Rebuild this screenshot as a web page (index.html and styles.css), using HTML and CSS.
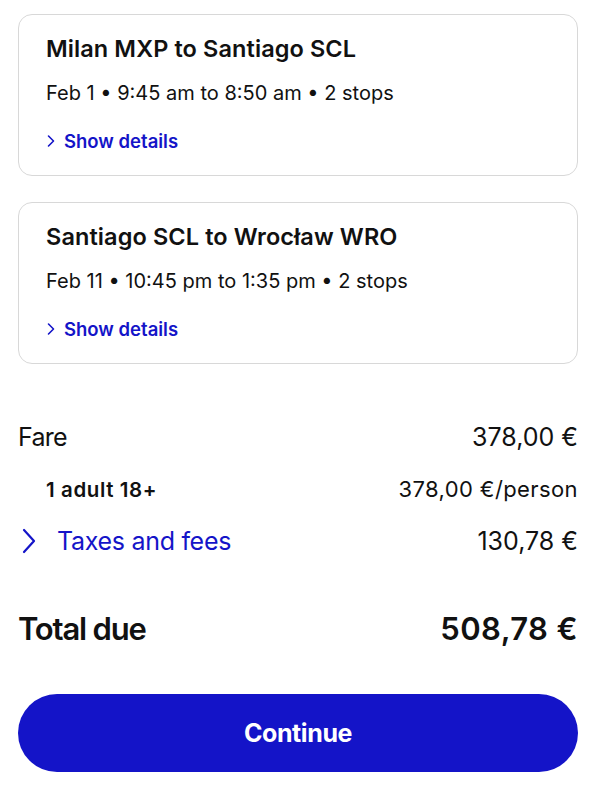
FILE: index.html
```html
<!DOCTYPE html>
<html lang="en">
<head>
    <meta charset="UTF-8">
    <meta name="viewport" content="width=device-width, initial-scale=1.0">
    <title>Trip summary</title>
    <link rel="stylesheet" href="styles.css">
</head>
<body>
    <div class="page">
        <div class="leg">
            <h2 class="leg-title">Milan MXP to Santiago SCL</h2>
            <p class="leg-info">Feb 1 • 9:45 am to 8:50 am • 2 stops</p>
            <a class="details" href="#">
                <svg class="chev-small" viewBox="0 0 10 14" width="10" height="14"><path d="M2.5 2 L7.5 7 L2.5 12" fill="none" stroke="currentColor" stroke-width="1.6" stroke-linecap="round" stroke-linejoin="round"/></svg>
                Show details
            </a>
        </div>

        <div class="leg">
            <h2 class="leg-title">Santiago SCL to Wrocław WRO</h2>
            <p class="leg-info">Feb 11 • 10:45 pm to 1:35 pm • 2 stops</p>
            <a class="details" href="#">
                <svg class="chev-small" viewBox="0 0 10 14" width="10" height="14"><path d="M2.5 2 L7.5 7 L2.5 12" fill="none" stroke="currentColor" stroke-width="1.6" stroke-linecap="round" stroke-linejoin="round"/></svg>
                Show details
            </a>
        </div>

        <div class="prices">
            <div class="row">
                <span class="label">Fare</span>
                <span class="amount">378,00 €</span>
            </div>
            <div class="row sub">
                <span class="label adult">1 adult 18+</span>
                <span class="amount">378,00 €/person</span>
            </div>
            <div class="row">
                <a class="taxes" href="#">
                    <svg class="chev-big" viewBox="0 0 16 28" width="16" height="28"><path d="M3 3 L13 14 L3 25" fill="none" stroke="currentColor" stroke-width="2.2" stroke-linecap="round" stroke-linejoin="round"/></svg>
                    Taxes and fees
                </a>
                <span class="amount">130,78 €</span>
            </div>
            <div class="row total">
                <span class="label">Total due</span>
                <span class="amount">508,78 €</span>
            </div>
        </div>

        <button class="continue">Continue</button>
    </div>
</body>
</html>
```

FILE: styles.css
```css
* {
    padding: 0;
    margin: 0;
    box-sizing: border-box;
}

body {
    font-family: Inter, "Open Sans", sans-serif;
    color: #111;
    background: #fff;
}

.page {
    padding: 14px 22px 0 18px;
}

.leg {
    border: 1px solid #d8d8d8;
    border-radius: 14px;
    padding: 20px 27px 23px;
    margin-bottom: 26px;
}

.leg-title {
    font-size: 23.5px;
    line-height: 28px;
    font-weight: 600;
    letter-spacing: 0.1px;
}

.leg-info {
    margin-top: 18px;
    font-size: 20px;
    line-height: 24px;
}

.details {
    margin-top: 25px;
    display: flex;
    align-items: center;
    gap: 8px;
    font-size: 18.5px;
    line-height: 22px;
    font-weight: 600;
    color: #1414c8;
    text-decoration: none;
}

.prices {
    margin-top: 47px;
}

.row {
    display: flex;
    justify-content: space-between;
    align-items: center;
    height: 52px;
    font-size: 25px;
}

.row .label {
    letter-spacing: -0.7px;
}

.row.sub {
    font-size: 22px;
    padding-left: 28px;
}

.row.sub .amount {
    letter-spacing: 0.4px;
}

.adult {
    font-size: 20.5px;
    font-weight: 600;
}

.row.sub .adult {
    letter-spacing: 0.6px;
}

.taxes {
    display: flex;
    align-items: center;
    gap: 20px;
    color: #1414c8;
    text-decoration: none;
    padding-left: 3px;
    letter-spacing: -0.3px;
}

.row.total {
    margin-top: 35px;
    font-size: 31px;
    font-weight: 600;
}

.row.total .label {
    letter-spacing: -1.2px;
}

.row.total .amount {
    letter-spacing: 0.4px;
}

.continue {
    display: block;
    width: 100%;
    height: 78px;
    margin-top: 40px;
    border: none;
    border-radius: 39px;
    background-color: #1414c8;
    color: #fff;
    font-family: inherit;
    font-size: 25px;
    font-weight: 700;
    letter-spacing: -0.4px;
    cursor: pointer;
}
```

- _Request_: Only lines that contain the word "index" are wanted; copy each of them.

- _Full answer_:
Rebuild this screenshot as a web page (index.html and styles.css), using HTML and CSS.
FILE: index.html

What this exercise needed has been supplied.